→ **Input records**
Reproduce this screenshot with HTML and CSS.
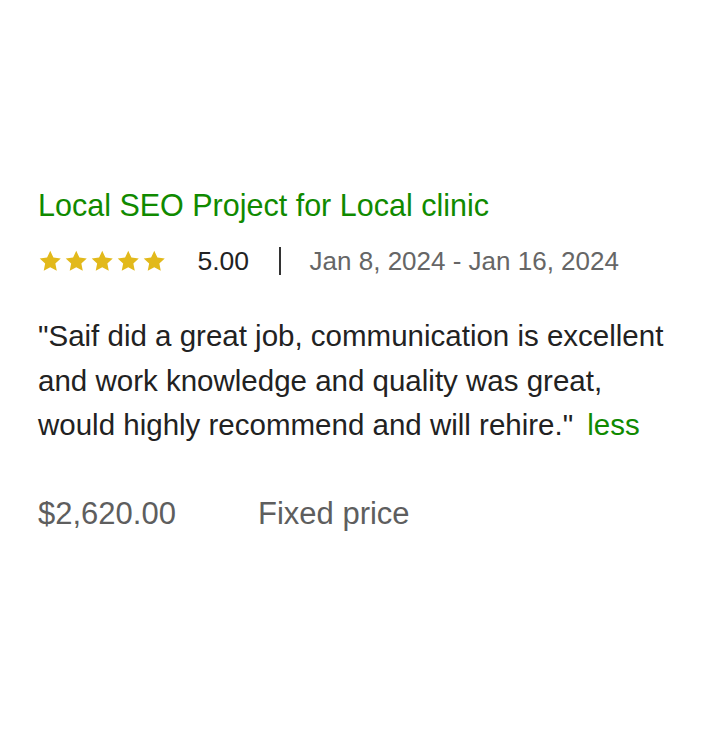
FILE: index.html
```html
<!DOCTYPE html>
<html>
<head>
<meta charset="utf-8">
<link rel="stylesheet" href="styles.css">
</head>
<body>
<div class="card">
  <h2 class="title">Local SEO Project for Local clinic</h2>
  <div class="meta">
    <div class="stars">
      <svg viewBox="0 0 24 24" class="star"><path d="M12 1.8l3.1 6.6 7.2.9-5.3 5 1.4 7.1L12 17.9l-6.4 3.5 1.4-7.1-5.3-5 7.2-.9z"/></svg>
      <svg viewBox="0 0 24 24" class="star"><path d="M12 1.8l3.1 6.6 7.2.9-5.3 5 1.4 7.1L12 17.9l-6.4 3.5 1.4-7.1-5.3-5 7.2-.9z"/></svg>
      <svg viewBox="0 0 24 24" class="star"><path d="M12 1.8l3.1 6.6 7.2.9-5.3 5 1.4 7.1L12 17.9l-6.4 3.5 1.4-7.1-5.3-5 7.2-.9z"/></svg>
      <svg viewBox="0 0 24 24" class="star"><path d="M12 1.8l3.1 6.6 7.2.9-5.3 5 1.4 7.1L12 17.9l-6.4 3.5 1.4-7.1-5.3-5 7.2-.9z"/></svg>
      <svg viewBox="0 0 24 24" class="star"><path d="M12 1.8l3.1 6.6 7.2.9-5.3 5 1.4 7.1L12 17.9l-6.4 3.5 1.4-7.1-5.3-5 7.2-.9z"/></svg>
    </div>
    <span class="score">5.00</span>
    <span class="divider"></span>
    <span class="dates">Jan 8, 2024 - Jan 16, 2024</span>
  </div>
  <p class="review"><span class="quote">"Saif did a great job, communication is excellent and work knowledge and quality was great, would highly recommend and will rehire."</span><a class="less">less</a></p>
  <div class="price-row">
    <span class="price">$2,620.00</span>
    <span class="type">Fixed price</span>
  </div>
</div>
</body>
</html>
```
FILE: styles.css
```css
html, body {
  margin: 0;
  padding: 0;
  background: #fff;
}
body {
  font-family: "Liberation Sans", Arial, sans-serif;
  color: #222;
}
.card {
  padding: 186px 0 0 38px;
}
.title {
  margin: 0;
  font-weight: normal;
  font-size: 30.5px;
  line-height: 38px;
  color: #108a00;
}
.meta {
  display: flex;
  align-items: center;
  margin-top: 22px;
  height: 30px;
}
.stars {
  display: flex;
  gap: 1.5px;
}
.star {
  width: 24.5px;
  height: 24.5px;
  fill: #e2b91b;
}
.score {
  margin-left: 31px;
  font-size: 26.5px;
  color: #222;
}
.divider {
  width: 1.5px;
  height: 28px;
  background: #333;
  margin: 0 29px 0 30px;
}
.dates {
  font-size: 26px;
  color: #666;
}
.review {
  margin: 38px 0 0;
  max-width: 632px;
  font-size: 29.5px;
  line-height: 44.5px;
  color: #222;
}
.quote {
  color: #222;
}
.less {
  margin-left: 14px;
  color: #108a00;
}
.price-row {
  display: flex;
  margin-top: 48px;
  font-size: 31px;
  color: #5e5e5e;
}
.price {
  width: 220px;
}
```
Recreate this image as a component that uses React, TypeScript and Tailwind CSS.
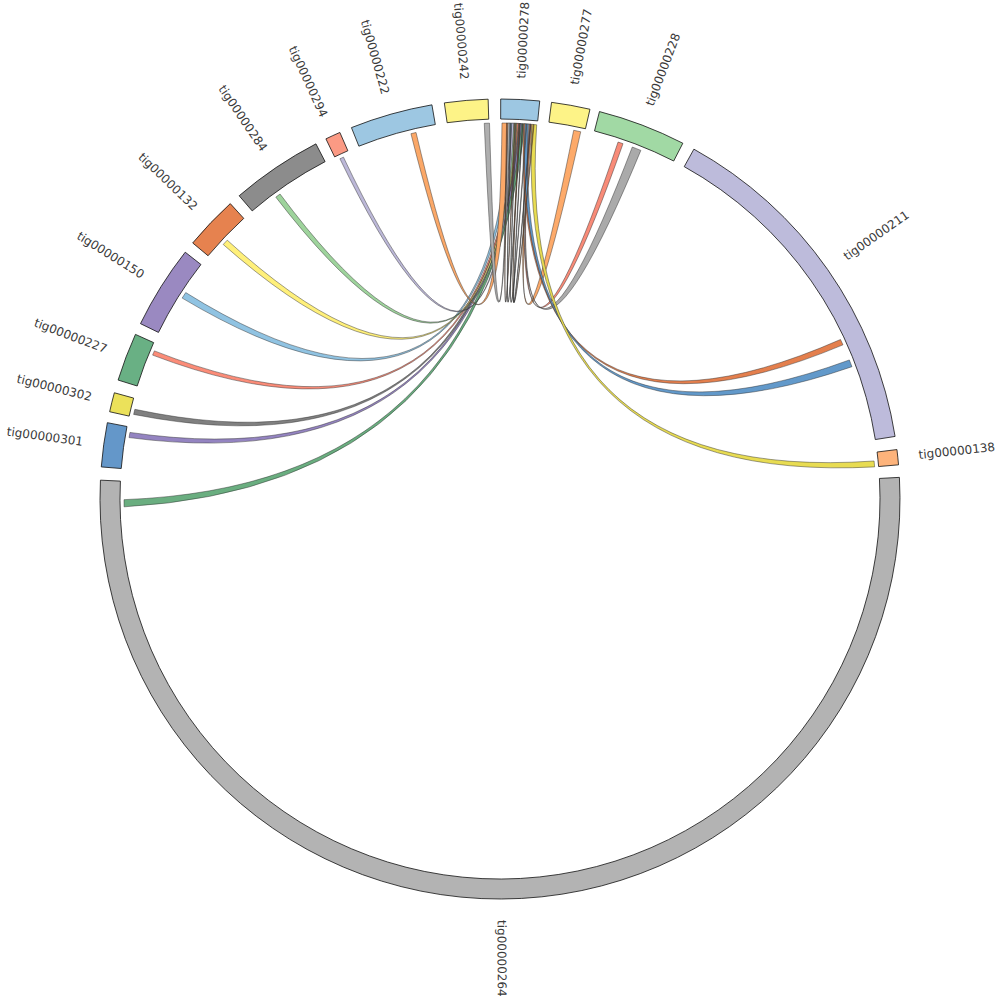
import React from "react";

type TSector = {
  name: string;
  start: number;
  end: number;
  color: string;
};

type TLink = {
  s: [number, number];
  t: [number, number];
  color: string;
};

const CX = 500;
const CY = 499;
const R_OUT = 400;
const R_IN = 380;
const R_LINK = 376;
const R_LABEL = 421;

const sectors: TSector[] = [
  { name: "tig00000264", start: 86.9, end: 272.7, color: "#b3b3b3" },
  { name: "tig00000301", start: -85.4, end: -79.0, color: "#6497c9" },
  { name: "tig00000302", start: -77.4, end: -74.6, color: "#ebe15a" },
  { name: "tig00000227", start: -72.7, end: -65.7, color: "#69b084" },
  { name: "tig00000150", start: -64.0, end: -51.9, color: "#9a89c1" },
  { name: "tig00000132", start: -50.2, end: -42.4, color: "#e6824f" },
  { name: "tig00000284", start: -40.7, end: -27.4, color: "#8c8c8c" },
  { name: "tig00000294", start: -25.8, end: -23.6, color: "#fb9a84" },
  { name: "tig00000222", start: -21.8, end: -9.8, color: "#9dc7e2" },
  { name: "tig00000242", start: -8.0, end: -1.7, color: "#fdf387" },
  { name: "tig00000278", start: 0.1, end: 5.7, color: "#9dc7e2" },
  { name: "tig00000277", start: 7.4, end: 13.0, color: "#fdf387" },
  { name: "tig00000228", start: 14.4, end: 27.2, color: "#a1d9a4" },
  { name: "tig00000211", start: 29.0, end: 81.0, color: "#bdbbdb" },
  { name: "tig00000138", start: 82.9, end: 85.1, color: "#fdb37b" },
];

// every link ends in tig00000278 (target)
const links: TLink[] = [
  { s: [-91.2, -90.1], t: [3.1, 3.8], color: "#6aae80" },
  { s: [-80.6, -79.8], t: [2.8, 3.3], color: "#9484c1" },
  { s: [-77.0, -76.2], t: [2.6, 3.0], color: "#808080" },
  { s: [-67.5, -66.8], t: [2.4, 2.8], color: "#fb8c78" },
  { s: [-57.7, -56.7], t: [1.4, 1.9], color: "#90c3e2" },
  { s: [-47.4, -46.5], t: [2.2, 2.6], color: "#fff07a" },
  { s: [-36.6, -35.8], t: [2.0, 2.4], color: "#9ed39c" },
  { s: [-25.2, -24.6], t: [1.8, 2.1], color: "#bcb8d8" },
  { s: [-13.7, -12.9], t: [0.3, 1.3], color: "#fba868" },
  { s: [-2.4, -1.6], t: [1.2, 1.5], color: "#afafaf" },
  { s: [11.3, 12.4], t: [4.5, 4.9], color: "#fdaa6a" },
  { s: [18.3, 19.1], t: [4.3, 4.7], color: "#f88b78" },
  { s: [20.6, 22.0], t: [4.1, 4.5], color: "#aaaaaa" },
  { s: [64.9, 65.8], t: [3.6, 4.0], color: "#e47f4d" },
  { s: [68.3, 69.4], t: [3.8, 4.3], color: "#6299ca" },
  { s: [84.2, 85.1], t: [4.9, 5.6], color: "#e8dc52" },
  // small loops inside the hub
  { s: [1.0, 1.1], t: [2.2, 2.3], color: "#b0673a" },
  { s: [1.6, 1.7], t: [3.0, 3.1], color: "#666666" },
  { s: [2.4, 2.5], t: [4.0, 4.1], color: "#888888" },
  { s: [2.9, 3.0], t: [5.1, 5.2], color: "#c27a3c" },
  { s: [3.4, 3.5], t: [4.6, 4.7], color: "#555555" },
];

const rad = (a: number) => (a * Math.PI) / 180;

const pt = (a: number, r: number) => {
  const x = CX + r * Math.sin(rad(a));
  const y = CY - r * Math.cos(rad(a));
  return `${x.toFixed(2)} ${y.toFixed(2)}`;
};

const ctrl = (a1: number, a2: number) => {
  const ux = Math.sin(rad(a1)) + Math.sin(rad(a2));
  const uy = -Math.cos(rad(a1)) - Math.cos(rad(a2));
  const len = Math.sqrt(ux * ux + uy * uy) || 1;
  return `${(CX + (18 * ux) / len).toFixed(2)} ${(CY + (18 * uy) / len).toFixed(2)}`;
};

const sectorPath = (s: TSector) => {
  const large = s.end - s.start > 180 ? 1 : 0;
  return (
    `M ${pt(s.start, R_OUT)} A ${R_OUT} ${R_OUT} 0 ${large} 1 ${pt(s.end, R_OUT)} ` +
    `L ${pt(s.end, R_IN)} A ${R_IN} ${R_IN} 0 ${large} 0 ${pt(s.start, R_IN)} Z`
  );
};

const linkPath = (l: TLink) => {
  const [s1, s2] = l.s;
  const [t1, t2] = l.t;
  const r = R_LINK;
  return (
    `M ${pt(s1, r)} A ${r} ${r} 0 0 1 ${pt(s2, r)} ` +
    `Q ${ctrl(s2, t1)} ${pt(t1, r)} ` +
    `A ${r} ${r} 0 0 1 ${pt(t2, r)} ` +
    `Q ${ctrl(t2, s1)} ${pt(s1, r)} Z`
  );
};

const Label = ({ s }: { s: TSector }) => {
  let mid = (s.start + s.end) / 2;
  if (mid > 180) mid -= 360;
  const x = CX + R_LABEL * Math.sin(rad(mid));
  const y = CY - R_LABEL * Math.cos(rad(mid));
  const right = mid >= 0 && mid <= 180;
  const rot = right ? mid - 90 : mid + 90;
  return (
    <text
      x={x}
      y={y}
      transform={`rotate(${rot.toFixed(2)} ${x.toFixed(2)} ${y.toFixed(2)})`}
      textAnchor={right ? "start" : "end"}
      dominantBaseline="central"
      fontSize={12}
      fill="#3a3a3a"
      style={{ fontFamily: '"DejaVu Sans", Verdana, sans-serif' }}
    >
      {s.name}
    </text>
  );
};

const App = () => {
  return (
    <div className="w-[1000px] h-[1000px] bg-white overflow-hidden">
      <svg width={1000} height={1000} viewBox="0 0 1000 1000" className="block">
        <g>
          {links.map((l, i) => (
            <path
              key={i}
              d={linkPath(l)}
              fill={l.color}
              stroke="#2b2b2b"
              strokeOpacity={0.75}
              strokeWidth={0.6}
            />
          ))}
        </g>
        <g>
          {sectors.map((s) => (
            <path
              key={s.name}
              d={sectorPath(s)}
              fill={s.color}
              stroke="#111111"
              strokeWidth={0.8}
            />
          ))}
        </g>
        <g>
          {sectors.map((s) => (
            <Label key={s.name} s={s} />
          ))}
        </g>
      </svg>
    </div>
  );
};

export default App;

→ **Exercise brief**
Lines from the one with "Recreate this image" through the one with "const R_LABEL = 421;" are the only ones to quote. Quote them exactly and leave out pictures.

→ **Final result**
Recreate this image as a component that uses React, TypeScript and Tailwind CSS.
import React from "react";

type TSector = {
  name: string;
  start: number;
  end: number;
  color: string;
};

type TLink = {
  s: [number, number];
  t: [number, number];
  color: string;
};

const CX = 500;
const CY = 499;
const R_OUT = 400;
const R_IN = 380;
const R_LINK = 376;
const R_LABEL = 421;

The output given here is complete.